Excerpts of the order;
In the ‘Corporate Insolvency Resolution Process’ of M/s Ariisto Developers Private Limited (‘Corporate Debtor’), Miscellaneous Applications under Section 60(5) of the Insolvency and Bankruptcy Code, 2016 (hereinafter referred to as the ‘I&B Code’) were filed by ‘Financial Creditors’. The HDFC Bank Ltd. filed M.A. No.999/2019 raising question of voting shares of some of the ‘Financial Creditors’ on the ground that if the voting shares were granted properly, HDFC voting share in the ‘Committee of Creditors’ would increase from 21.26% to approximately 51%.
# 4. The Appellant has alleged that the debt claimed by Vistra & IIFL from the ‘Corporate Debtor’ did not constitute ‘Financial Debt’ as defined under Section 5 of the I&B Code and they had not disbursed any amount to the ‘Corporate Debtor’ for ‘time value of money’. The ‘Corporate Debtor’ is also not a ‘Guarantor’ in absence of any ‘Guarantee’.
# 5. Reliance has been placed on Regulation 40A of the Insolvency and Bankruptcy Board of India (Insolvency Resolution Process for Corporate Persons) Regulations, 2016 to suggest that ‘Resolution Professional’ can file an application to the Adjudicating Authority for appropriate relief for the preferential transactions within 135 days of the commencement of CIRP. In the present case, despite repeated communication, the ‘Resolution Professional’ did not take any steps against the concerned ‘Financial Creditors’ alleging preferential transactions, hence, the Appellant filed an application under Section 60(5) of the Code within 126 days.
# 6. The Respondents brought to the notice of the Adjudicating Authority that more than 330 days had passed in the present case and the ‘Committee of Creditors’ has already approved the Plan, which was to be placed before the Adjudicating Authority. It was just before the same, the Applicant – HDFC Bank moved an application under Section 60(5) of the I&B Code.
# 7. In „Arcelormittal India Private Limited vs. Satish Kumar Gupta &Ors. (2019) 2 Supreme Court Cases 1: 2018 SCC OnLine1733‟the Hon’ble Supreme Court had held as follows:-
“84. If, on the other hand, a resolution plan has been approved by the Committee of Creditors, and has passed muster before the Adjudicating Authority, this determination can be challenged before the Appellate Authority under Section 61, and may further be challenged before the Supreme Court under Section 62, if there is a question of law arising out of such order, within the time specified in Section 62. Section 64 also makes it clear that the timelines that are to be adhered to by the NCLT and NCLAT are of great importance, and that reasons must be recorded by either the NCLT or NCLAT if the matter is not disposed of within the time limit specified. Section 60(5), when it speaks of the NCLT having jurisdiction to entertain or dispose of any application or proceeding by or against the corporate debtor or corporate person, does not invest the NCLT with the jurisdiction to interfere at an applicant’s behest at a stage before the quasi-judicial determination made by the Adjudicating Authority. The non-obstante clause in Section 60(5) is designed for a different purpose: to ensure that the NCLT alone has jurisdiction when it comes to applications and proceedings by or against a corporate debtor covered by the Code, making it clear that no other forum has jurisdiction to entertain or dispose of such applications or proceedings.”

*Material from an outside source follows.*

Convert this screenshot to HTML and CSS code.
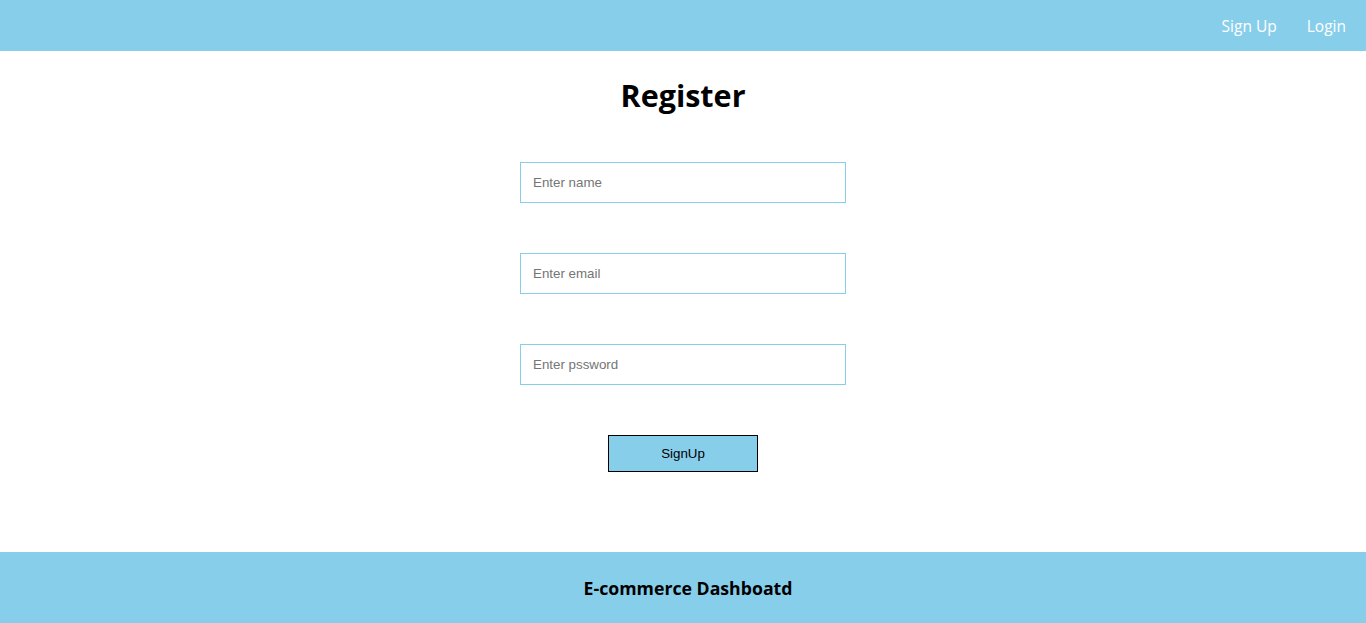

# 8. As per Section 60(5), though the NCLT is empowered to entertain or dispose of any application or proceeding by or against the ‘Corporate Debtor’ or ‘Corporate Person’, it does not invest the NCLT with the jurisdiction to re-determine and collate the claim. The decision for collating the claim, if any, taken by the ‘Resolution Professional’, the same being judicial or quasi-judicial, the NCLT cannot sit in Appeal.
# 9. In the present case, though the Adjudicating Authority has no jurisdiction, but for the purpose of transparency, considered the documents relied upon by the Respondents in support of their claim and observed that the basic principle is that “Documents speak for themselves”, a simple verification of the above documents in fact are sufficient enough to conclude that the Corporate Debtor has a liability to pay the amounts as claimed in the documents.
# 10. It is not in dispute that the ‘Committee of Creditors’ had approved the ‘Plan’ and only thereafter at that stage, the Appellant and another moved applications under Section 60(5) against collation of claim by the ‘Resolution Professional’, by the time, the period of ‘Corporate Insolvency Resolution Process’ was to conclude and had completed during the pendency. The Adjudicating Authority has rightly dismissed the application.
# 11. In absence of any merit, the Appeal is dismissed. No costs.